The U.S., together with France, had authored the recent UN Gaza ceasefire resolution but then, in the evening of January 8 between 9:15pm and 10:15pm, was the only one to abstain from it. How come?
Julian Berger wrote for The Guardian on January 9:
The US change of mind came at the last moment, as a result of White House intervention following a call from Olmert. Rice was overridden and in the final vote, the US abstained. In her remarks afterwards, Rice made clear she backed the resolution, saying the US "fully supports" its goals, text and objectives.
Aluf Benn for Haaretz reported yesterday:
U.S. Secretary of State Condoleezza Rice supported the UN Resolution and assisted with its formulation. Livni was in contact with Rice in an attempt to soften its wording.
At the last minute, at 3:30 A.M., Prime Minister Ehud Olmert also intervened with a desperate phone call to President George W. Bush, requesting that the United States veto the resolution. Bush refused, simply instructing Rice to abstain from the vote.
Now Olmert gives his version of that day:
US Secretary of State Condoleezza Rice was left shame-faced after President George W. Bush ordered her to abstain in a key UN vote on the Gaza war, Israeli Prime Minister Ehud Olmert said on Monday.

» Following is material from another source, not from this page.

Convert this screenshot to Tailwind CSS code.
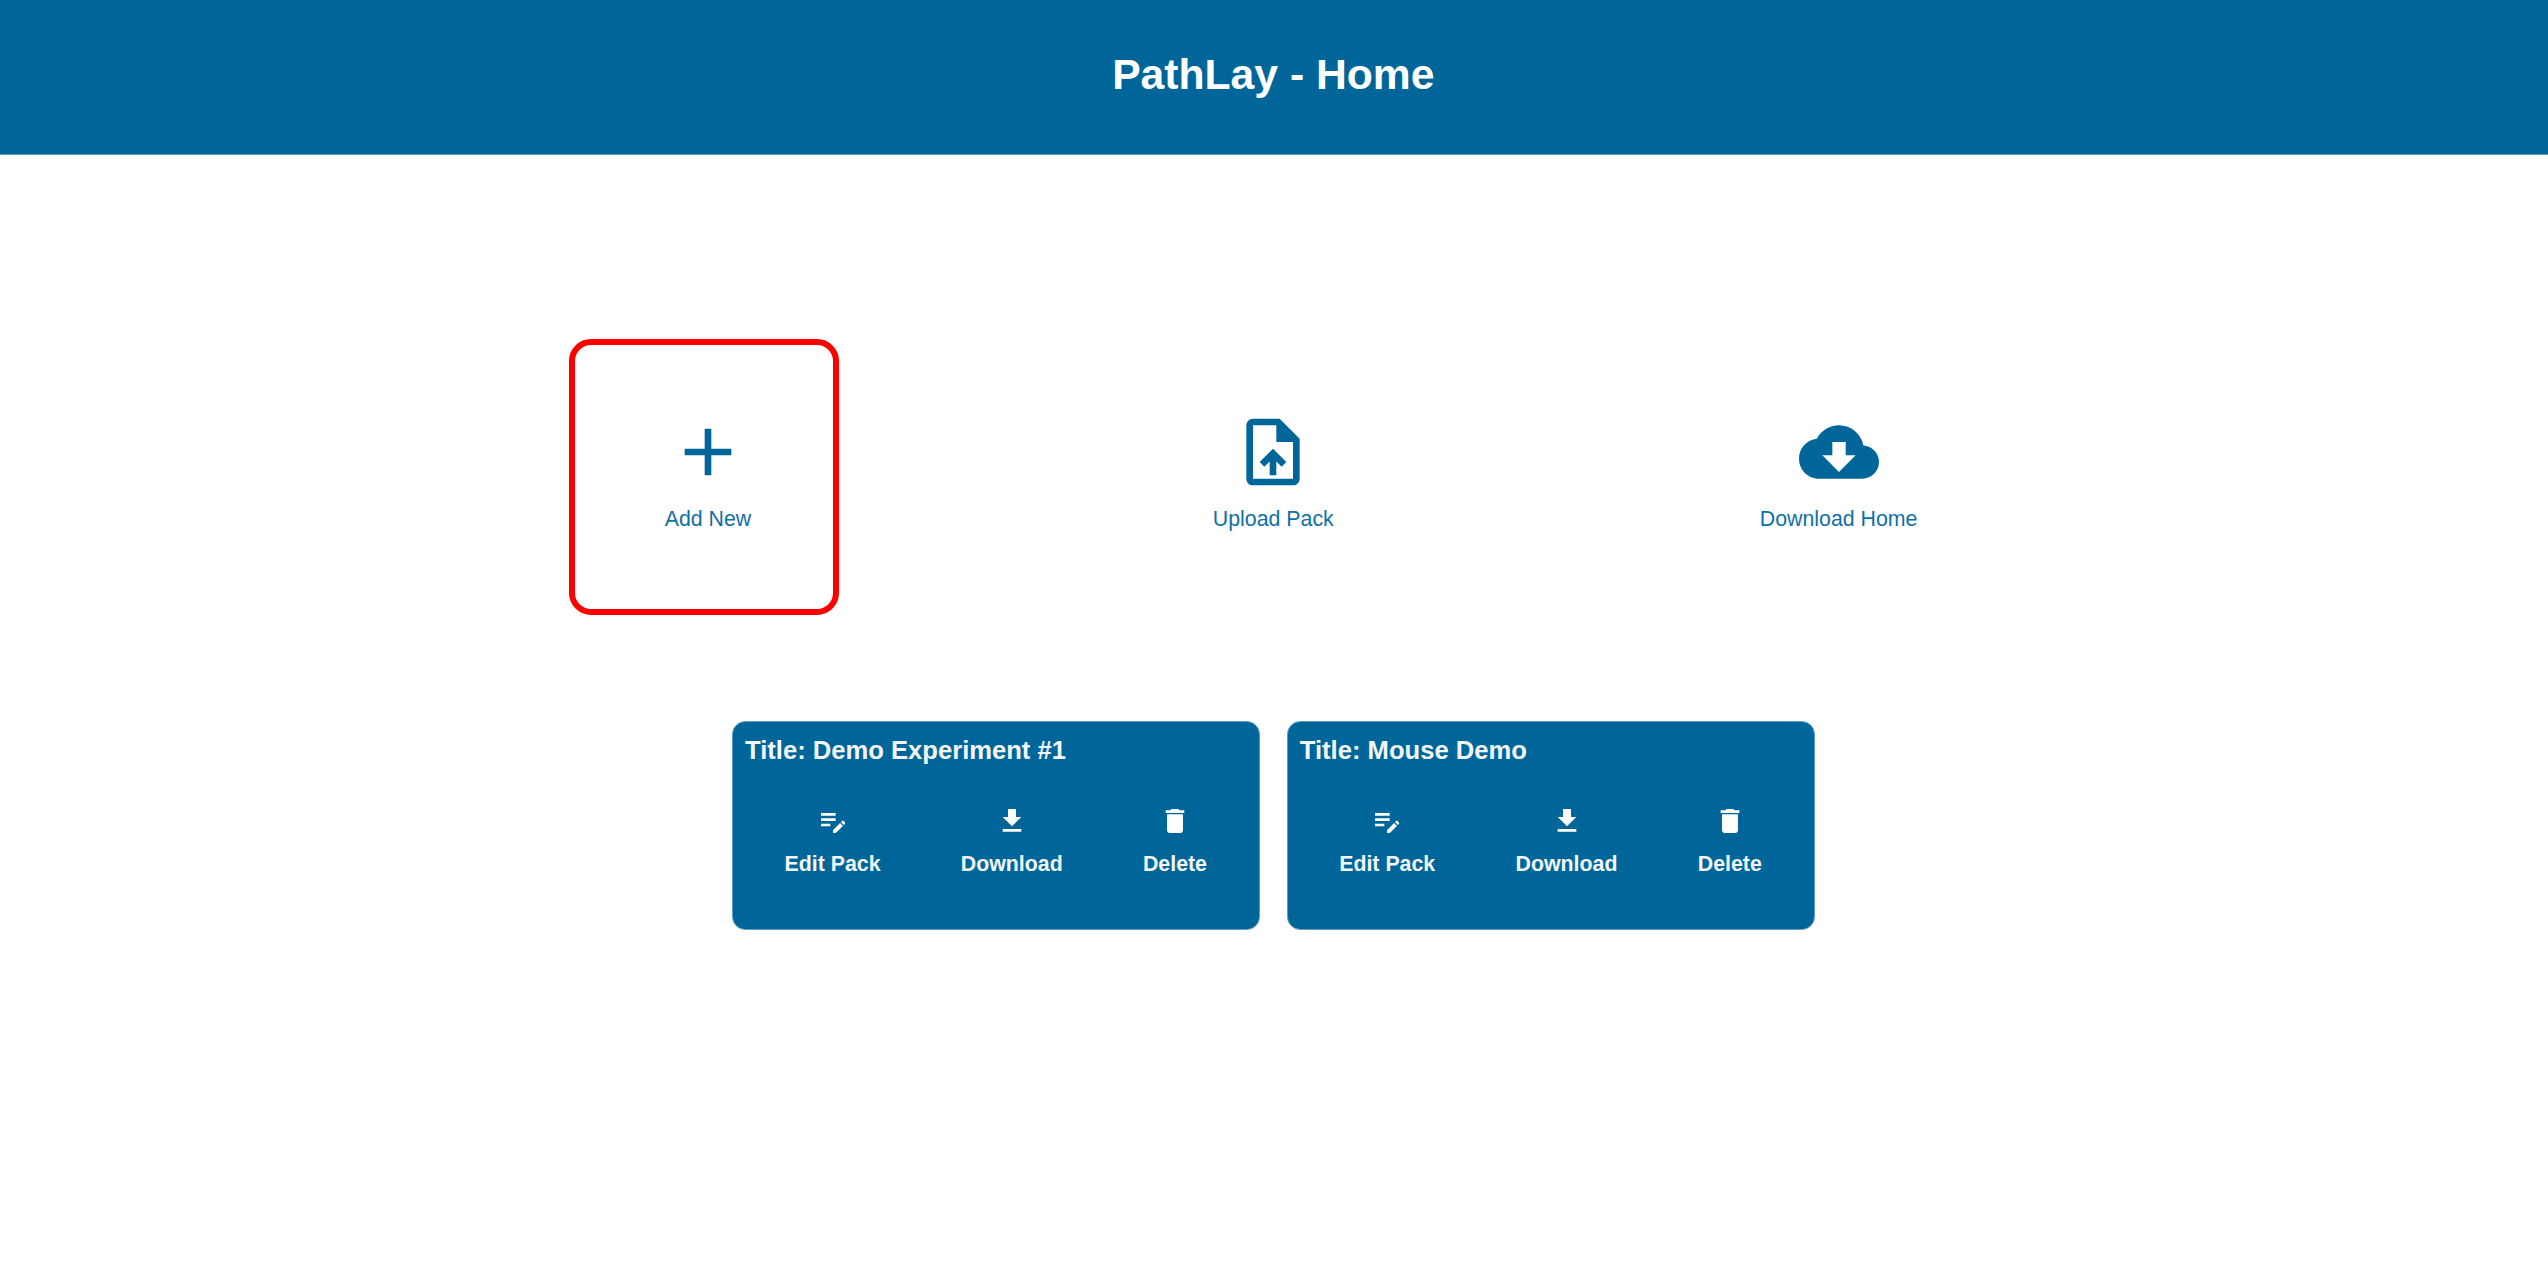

"She was left shamed. A resolution that she prepared and arranged, and in the end she did not vote in favour," Olmert said in a speech in the southern town of Ashkelon.
...
The United States, Israel's main ally, had initially been expected to voted in line with the other 14 but Rice later became the sole abstention."In the night between Thursday and Friday, when the secretary of state wanted to lead the vote on a ceasefire at the Security Council, we did not want her to vote in favour," Olmert said
"I said 'get me President Bush on the phone'. They said he was in the middle of giving a speech in Philadelphia. I said I didn't care. 'I need to talk to him now'. He got off the podium and spoke to me.
"I told him the United States could not vote in favour. It cannot vote in favour of such a resolution. He immediately called the secretary of state and told her not to vote in favour."
Bush was in Philadelphia on January 8 talking about the no child left behind sham between 11am and 12am. The time difference between Israel and U.S. eastern is -7 hours. If Olmert called at 3:30 that would have been 8:30pm in Washington DC, not during any official speech in Philadelphia, but right before the Security Council meeting.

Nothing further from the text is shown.